Aug. 6--Citing a growing danger of electricity shortages this summer or next,
an advocacy group for business and local governments wants state officials to
intervene by speeding up permitting of new power plants and allowing utilities
to sign long-term contracts with power sellers. Those and other "near-term fixes" will be needed to keep the lights
on during the summer of 2006, the Bay Area Economic Forum warns in a 28-page
report issued Thursday. Because of economic growth and a lag in power plant
building, "the risk of a second power crisis is very real," it says. Titled "Lightning Strikes Twice," the report seeks to strike a
chord with Californians shocked and angered by the rolling blackouts that
followed a steep rise in wholesale prices that began in 2000. But Severin Borenstein, executive director of the UC Energy Institute, noted
that "the crisis they're talking about is very different" from the
events of 2000-01. John Nelson, a spokesman for PG&E Corp., said that the utility supports
some of the measures advocated in the report, including stepped-up investment in
high-voltage transmission lines, but not its premise. "We disagree with the
dire nature of the forecast," he said. The new report is the fifth in a series done for the forum by McKinsey &
Co., a consulting firm. While its policy prescriptions aren't new or unique, the
document could serve to increase public interest in energy issues that have so
far mainly concerned industry insiders and full-time policy advocates. Previous forum reports consistently called for expanded competition in the
electricity industry but sometimes offered inaccurate forecasts, such as a grim
prediction issued in April 2001 that foresaw a summer of daily blackouts
totaling hundreds of hours. Those blackouts failed to materialize after
electricity users responded to calls for conservation and a sharp slowdown in
the state economy cut demand. Much has changed since the 2000-01 crisis. Thanks in part to an expensive and
oft-criticized portfolio of contracts signed by state officials in early 2001,
much of the state's power supply is already lined up. Utilities that reeled
under a rate freeze that limited revenue even as costs soared have now regained
financial health. Regulators seem more attuned to the potential consequences of
rising costs and the dangers of market manipulation. But more action is needed, according to the forum, which criticizes
"California policy makers" who "have not acted quickly enough to
encourage new infrastructure investment by establishing a clear rate-setting
process that provides adequate guarantees to investors." Power plant construction and long-term contracts are central issues in energy
policy deliberations that are already under way around the state. In Sacramento,
the Energy Commission is reviewing an integrated plan to send to Gov. Arnold
Schwarzenegger. In San Francisco, the state Public Utilities Commission is
reviewing energy- procurement plans in which utilities are seeking a green light
to build more power plants and sign contracts with power sellers.
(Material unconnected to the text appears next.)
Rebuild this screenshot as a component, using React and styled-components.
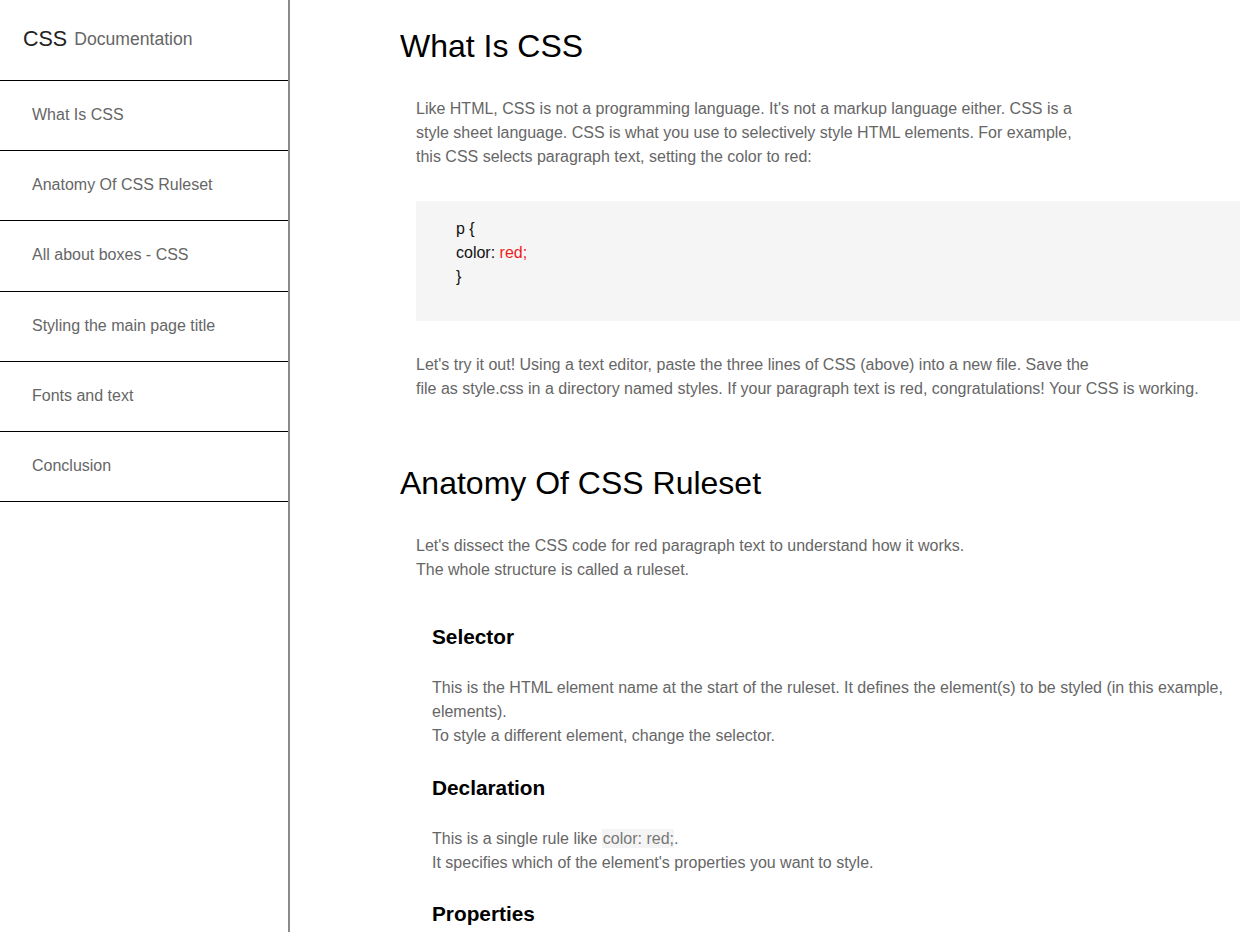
import React from "react";
import styled, { createGlobalStyle } from "styled-components";

const Global = createGlobalStyle`
  html, body { margin: 0; padding: 0; }
  body {
    font-family: "Liberation Sans", Arial, sans-serif;
    background: #fff;
    color: #666;
  }
  * { box-sizing: border-box; }
`;

const Page = styled.div`
  display: flex;
  height: 100vh;
  overflow: hidden;
`;

const Nav = styled.nav`
  width: 290px;
  flex-shrink: 0;
  height: 100vh;
  border-right: 2px solid #8a8a8a;
  display: flex;
  flex-direction: column;
`;

const NavHeader = styled.header`
  height: 81px;
  border-bottom: 1px solid #000;
  display: flex;
  align-items: center;
  padding: 0 0 1px 23px;
  gap: 7px;
`;

const Brand = styled.span`
  font-size: 21.5px;
  color: #222;
`;

const BrandSub = styled.span`
  font-size: 17.6px;
  color: #666;
`;

const NavList = styled.ul`
  list-style: none;
  margin: 0;
  padding: 0;
`;

const NavItem = styled.li`
  height: 70.2px;
  border-bottom: 1px solid #000;
  display: flex;
  align-items: center;
  padding: 0 0 1px 32px;
`;

const NavLink = styled.a`
  font-size: 16px;
  color: #666;
  text-decoration: none;
`;

const Main = styled.main`
  flex: 1;
  min-width: 0;
  padding: 0 0 0 110px;
  overflow: hidden;
`;

const Section = styled.section`
  padding-top: ${(p) => p.$top}px;
`;

const SectionTitle = styled.h1`
  font-size: 32px;
  line-height: 37px;
  font-weight: 400;
  color: #000;
  margin: 0;
  white-space: nowrap;
`;

const Para = styled.p`
  font-size: 16px;
  line-height: 24px;
  color: #666;
  margin: ${(p) => p.$mt}px 0 0 16px;
  white-space: nowrap;
`;

const CodeBlock = styled.pre`
  margin: ${(p) => p.$mt}px 0 0 16px;
  padding: 16px 0 32px 40px;
  background: #f5f5f5;
  font-family: "Liberation Sans", Arial, sans-serif;
  font-size: 16px;
  line-height: 24px;
  color: #111;
  white-space: pre;
`;

const Red = styled.span`
  color: #ee1c1c;
`;

const InlineCode = styled.code`
  font-family: "Liberation Sans", Arial, sans-serif;
  background: #f4f4f4;
  color: #777;
  padding: 1px 0 1px 1px;
`;

const Sub = styled.article`
  margin-left: 32px;
`;

const SubTitle = styled.h3`
  font-size: 20.8px;
  line-height: 24px;
  font-weight: 700;
  color: #000;
  margin: ${(p) => p.$mt}px 0 0 0;
`;

const SubPara = styled.p`
  font-size: 16px;
  line-height: 24px;
  color: #666;
  margin: ${(p) => p.$mt}px 0 0 0;
  white-space: nowrap;
`;

const navItems = [
  "What Is CSS",
  "Anatomy Of CSS Ruleset",
  "All about boxes - CSS",
  "Styling the main page title",
  "Fonts and text",
  "Conclusion",
];

export default function App() {
  return (
    <>
      <Global />
      <Page>
        <Nav>
          <NavHeader>
            <Brand>CSS</Brand>
            <BrandSub>Documentation</BrandSub>
          </NavHeader>
          <NavList>
            {navItems.map((n) => (
              <NavItem key={n}>
                <NavLink href="#">{n}</NavLink>
              </NavItem>
            ))}
          </NavList>
        </Nav>
        <Main>
          <Section $top={28}>
            <SectionTitle>What Is CSS</SectionTitle>
            <Para $mt={32}>
              Like HTML, CSS is not a programming language. It's not a markup language either. CSS is a
              <br />
              style sheet language. CSS is what you use to selectively style HTML elements. For example,
              <br />
              this CSS selects paragraph text, setting the color to red:
            </Para>
            <CodeBlock $mt={32}>
              {"p {\ncolor: "}
              <Red>red;</Red>
              {"\n}"}
            </CodeBlock>
            <Para $mt={32}>
              Let's try it out! Using a text editor, paste the three lines of CSS (above) into a new file. Save the
              <br />
              file as style.css in a directory named styles. If your paragraph text is red, congratulations! Your CSS is working.
            </Para>
          </Section>
          <Section $top={64}>
            <SectionTitle>Anatomy Of CSS Ruleset</SectionTitle>
            <Para $mt={32}>
              Let's dissect the CSS code for red paragraph text to understand how it works.
              <br />
              The whole structure is called a ruleset.
            </Para>
            <Sub>
              <SubTitle $mt={43}>Selector</SubTitle>
              <SubPara $mt={27}>
                This is the HTML element name at the start of the ruleset. It defines the element(s) to be styled (in this example,
                <br />
                elements).
                <br />
                To style a different element, change the selector.
              </SubPara>
              <SubTitle $mt={28}>Declaration</SubTitle>
              <SubPara $mt={27}>
                This is a single rule like <InlineCode>color: red;</InlineCode>.
                <br />
                It specifies which of the element's properties you want to style.
              </SubPara>
              <SubTitle $mt={27}>Properties</SubTitle>
            </Sub>
          </Section>
        </Main>
      </Page>
    </>
  );
}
A bill pending
in the Legislature would codify the utilities' pivotal role as power shoppers,
while an approach favored by Schwarzenegger and a majority of the PUC would open
the door to expanded competition from private energy merchants. Schwarzenegger also has on his desk a government-reorganization plan that
would merge various power agencies into a cabinet-level infrastructure
department. Borenstein welcomed the forum's call for the state to front the money for a
program to install meters that would vary the rates of residential customers
during different times of day and that would force large users to pay market
rates moving minute-by-minute, prompting more conservation. While the costs of such a program remain unclear, the forum projects that it
would pay for itself in a short time by eliminating the need for costly
additions to power plant capacity needed to meet peak demand. Borenstein noted
that about 20,000 meters have already been installed at a cost of $35 million
for electricity customers whose usage peaks above 200 kilowatts, or the
equivalent of 2,000 100-watt light bulbs. Those users comprise about one-third
of the overall demand for electricity, he said. An additional 10 million meters would need to be installed to include all
customers in the moving rate program, but they would not need to be as
sophisticated or expensive as those installed for large users, he said.